If we are to acquire additional properties, or undertake additional operational activities, we would be required to raise additional capital. There can be no assurance that we will be successful in raising the capital required to fund our planned expenditures or other additional activities.
Results of Operations
Our revenues since inception (March 28, 2007) to date have been $nil. For the fiscal year ended July 31, 2010, our loss from operations increased substantially to $383,203, from $20,196 in the prior year.
This increase was due almost entirely to the acquisition and development of the Company's two mineral properties in the current fiscal year, and the associated legal, accounting and administration costs associated with the acquisition, and additional administration costs which ensued from bringing on additional consultants to manage the Company's operations. In particular, as a result of the above, exploration costs were $106,691 ($nil - 2009), consulting fees were $206,058 ($nil - 2009), accounting and audit fees were $16,900 ($9,500 - 2009), and legal fees were $20,014 ($3,024 - 2009).
We have suffered recurring losses from operations. The continuation of our Company is dependent upon our Company attaining and maintaining profitable operations and raising additional capital as needed. In this regard, we have successfully raised additional capital through equity offerings and loan transactions in the past, and presently believe we will be able to do so in the future, though we can offer no assurance of this outcome as no specific arrangements are in place.
Going Concern
In their audit report relating to our financial statements for the period ended July 31, 2010 and 2009, our independent accountants indicated that there are a number of factors that raise substantial doubt about our ability to continue as a going concern. Such factors identified in the report are our lack of revenue resulting in a net loss position and insufficient funds to meet our business objectives. All of these factors continue to exist and raise doubt about our status as a going concern.
We anticipate that additional funding will be required in the form of equity financing from the sale of our common stock. At this time, we cannot provide investors with any assurance that we will be able to raise sufficient funding from the sale of our common stock or through a loan from our directors to meet our obligations over the next twelve months. We do not have any arrangements in place for any future debt or equity financing.

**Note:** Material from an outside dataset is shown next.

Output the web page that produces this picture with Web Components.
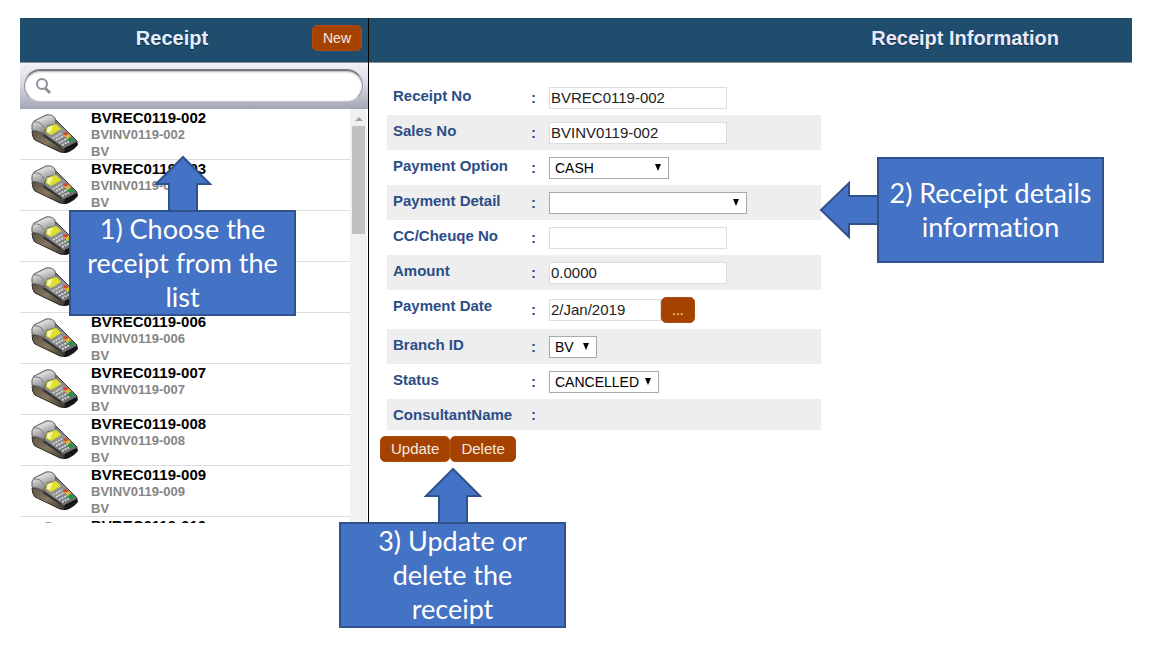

Critical Accounting Policies and Estimates
The preparation of our financial statements requires management to make estimates and assumptions that affect the reported amounts of assets and liabilities and the disclosure of contingent assets and liabilities at the date of the financial statements and the reported amounts of revenues and expenses during the reporting period. On an on-going basis, management evaluates its estimates and judgments which are based on historical experience and on various other factors that are believed to be reasonable under the circumstances. The results of their evaluation form the basis for making judgments about the carrying values of assets and liabilities. Actual results may differ from these estimates under different assumptions and circumstances. Our significant accounting policies are more fully discussed in the Notes to our Financial Statements.